A main contribution of our work is on the implementation of a coupled opto-mechanical tolerancing tool. The simulation software uses a vectorial description of the building blocks of an opto-mechanical system and encompasses an algorithm to update fabrication and assembly errors. We hereby specifically implemented a method to resolve object collisions in a realistic manner enabling us to simulate an assembly process as in real life, including dimensional and geometrical errors of the individual components. We have used this framework to analyse the tolerance behaviour of the intra-chip level micro-opto-mechanical interconnect system in terms of manufacturability. We explicitely aimed at setting the dimensional and geometrical tolerances of the assembly to enable low-cost fabrication by minimising the rejection rate of the complete fabrication and assembly process allowing an acceptable performance degradation with respect to the nominal optical interconnect performance.

We determined that Deep Proton Writing is able to provide the required accuracy for a prototype optical interconnect system. The complete assembly stack we have designed can be prototyped with a fabrication and assembly yield of 90%. However, the adhesive bonding of the optical interconnect and the chip in the main package remains a challenge for current commercial bonding devices.
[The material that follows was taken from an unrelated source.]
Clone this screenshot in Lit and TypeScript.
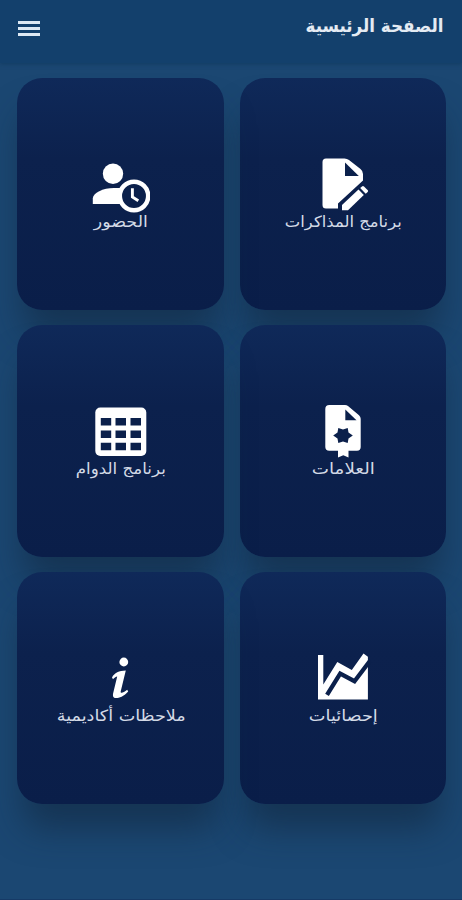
import { LitElement, html, css, svg } from "lit";
import { customElement } from "lit/decorators.js";

const tiles = [
  {
    label: "برنامج المذاكرات",
    width: 117,
    icon: svg`<path d="M13 4.500H31.500Q34 4.500 36 6L47.500 15Q50 17 50 20V26.500L25 49.500V54.500H13Q9.500 54.500 9.500 51V8Q9.500 4.500 13 4.500Z"/>
      <path class="hole" d="M32 8.500V22H45.800Z"/>
      <path d="M29 51L45.500 35.600L50.800 41L35 56.300H29Z"/>
      <path d="M47.200 34L49 32.500Q50 31.700 51 32.600L54.800 36.200Q55.500 37 54.700 38L52.700 39.700Z"/>`,
  },
  {
    label: "الحضور",
    width: 54,
    icon: svg`<circle cx="23" cy="19.800" r="10.200"/>
      <path d="M2.800 50V44.500C2.800 39 13 34 24 34H38V50Z"/>
      <circle cx="44" cy="42" r="14.200" class="dial"/>
      <path class="hand" d="M42.400 34.300V43L48.300 46.700"/>`,
  },
  {
    label: "العلامات",
    width: 63,
    icon: svg`<path d="M16.300 4H32Q33.700 4 35 5L46 14.300Q47.700 15.800 47.700 17.800V46Q47.700 49.700 44 49.700H35.500V56.500L30.300 54.300L25 56.500V49.700H16.300Q12.300 49.700 12.300 46V8Q12.300 4 16.300 4Z"/>
      <path class="hole" d="M32.300 8.500V19.300H43.500Z"/>
      <path class="hole" d="M39.800 34.500L35.500 37.500L34.700 42L30 40.600L25.300 42L24.500 37.500L20.200 34.500L24.500 31.500L25.300 27L30 28.400L34.700 27L35.500 31.500Z"/>`,
  },
  {
    label: "برنامج الدوام",
    width: 90,
    icon: svg`<rect x="5.300" y="6.500" width="51" height="48.500" rx="5"/>
      <path class="hole" transform="translate(.5 0)" d="M10.300 17H20.700V24.600H10.300ZM25 17H35.500V24.600H25ZM40 17H50.500V24.600H40ZM10.300 29.500H20.700V37.100H10.300ZM25 29.500H35.500V37.100H25ZM40 29.500H50.500V37.100H40ZM10.300 41.700H20.700V49.300H10.300ZM25 41.700H35.500V49.300H25ZM40 41.700H50.500V49.300H40Z"/>`,
  },
  {
    label: "إحصائيات",
    width: 69,
    icon: svg`<path d="M5 7H10.300V36.500L24.300 14L38.800 22L50.500 5.500L54.900 8.800V51.500H5Z"/>
      <path class="gap" d="M14 46.900L27.200 25.500L41.500 33.200L56.700 13.300"/>`,
  },
  {
    label: "ملاحظات أكاديمية",
    width: 129,
    icon: svg`<circle cx="33.800" cy="14" r="4.400"/>
      <path d="M22 29.500C24.500 25 29 22.800 35.800 22.600L30.700 43.500C30.200 45.800 33.500 44.800 37.200 41.800L38.200 43.500C33.500 48.500 29.500 50 26 50C23.200 50 22.500 48 23.200 45L27.200 28.500C25.800 28.700 24.200 29.800 23 31.300Z"/>`,
  },
];

@customElement("app-root")
export class AppRoot extends LitElement {
  static styles = css`
    :host {
      display: flex;
      flex-direction: column;
      box-sizing: border-box;
      height: 900px;
      overflow: hidden;
      background: #1b4772;
      border-bottom: 1px solid #163a66;
      color: #e4ebf3;
      font-family: "DejaVu Sans", sans-serif;
    }
    .bar {
      flex: none;
      height: 63px;
      box-sizing: border-box;
      padding: 0 18px;
      display: flex;
      align-items: flex-start;
      justify-content: space-between;
      background: #13406c;
      box-shadow: 0 1px 4px rgba(14, 56, 92, 0.7);
    }
    .title {
      margin: 11px 0 0;
      width: 139px;
      height: 30px;
    }
    .menu {
      margin-top: 21px;
      width: 22px;
      height: 15px;
      display: flex;
      flex-direction: column;
      justify-content: space-between;
    }
    .line {
      height: 3px;
      background: #dde9f4;
    }
    .grid {
      display: grid;
      grid-template-columns: 1fr 1fr;
      grid-auto-rows: 232px;
      gap: 15px 16px;
      padding: 15px 16px 0 17px;
    }
    .tile {
      display: flex;
      flex-direction: column;
      align-items: center;
      justify-content: center;
      border-radius: 25px;
      background: linear-gradient(#0f2959, #0c214d 35%, #0a1e49);
      box-shadow: 0 30px 34px -6px rgba(18, 40, 64, 0.62);
    }
    .icon {
      width: 60px;
      height: 60px;
      fill: #fff;
    }
    .hole {
      fill: #0b204b;
    }
    .dial {
      fill: #0b204b;
      stroke: #fff;
      stroke-width: 4.500;
    }
    .hand {
      fill: none;
      stroke: #fff;
      stroke-width: 2.900;
    }
    .gap {
      fill: none;
      stroke: #0b204b;
      stroke-width: 4.300;
    }
    .label {
      height: 20px;
      overflow: visible;
      fill: #d3dae6;
      font-size: 15.500px;
    }
    .heading {
      display: block;
      width: 139px;
      height: 30px;
      overflow: visible;
      fill: #e4ebf3;
      font-size: 18px;
      font-weight: 700;
    }
  `;

  render() {
    return html`
      <header class="bar" dir="rtl">
        <h1 class="title">
          <svg class="heading" direction="rtl">
            <text x="138.500" y="21" textLength="138" lengthAdjust="spacingAndGlyphs">الصفحة الرئيسية</text>
          </svg>
        </h1>
        <div class="menu"><i class="line"></i><i class="line"></i><i class="line"></i></div>
      </header>
      <main class="grid" dir="rtl">
        ${tiles.map(
          (t) => html`<section class="tile">
            <svg class="icon" viewBox="0 0 60 60">${t.icon}</svg>
            <svg class="label" width=${t.width}>
              <text x=${t.width + 0.8} y="13" textLength=${t.width} lengthAdjust="spacingAndGlyphs">${t.label}</text>
            </svg>
          </section>`
        )}
      </main>
    `;
  }
}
We also investigated the usage of a special, aspherical, microlens shape. This special shape is designed to reduce spherical aberration of the lens, which is the prime cause for the light loss in the optical interconnect module. The aspherical microlens shape is indeed able to increase the optical transmission efficiency through the optical interconnect module but we determined that at the current state-of-the-art commercial adhesive bonding accuracy these special lenses are not providing a gain from a tolerancing point of view.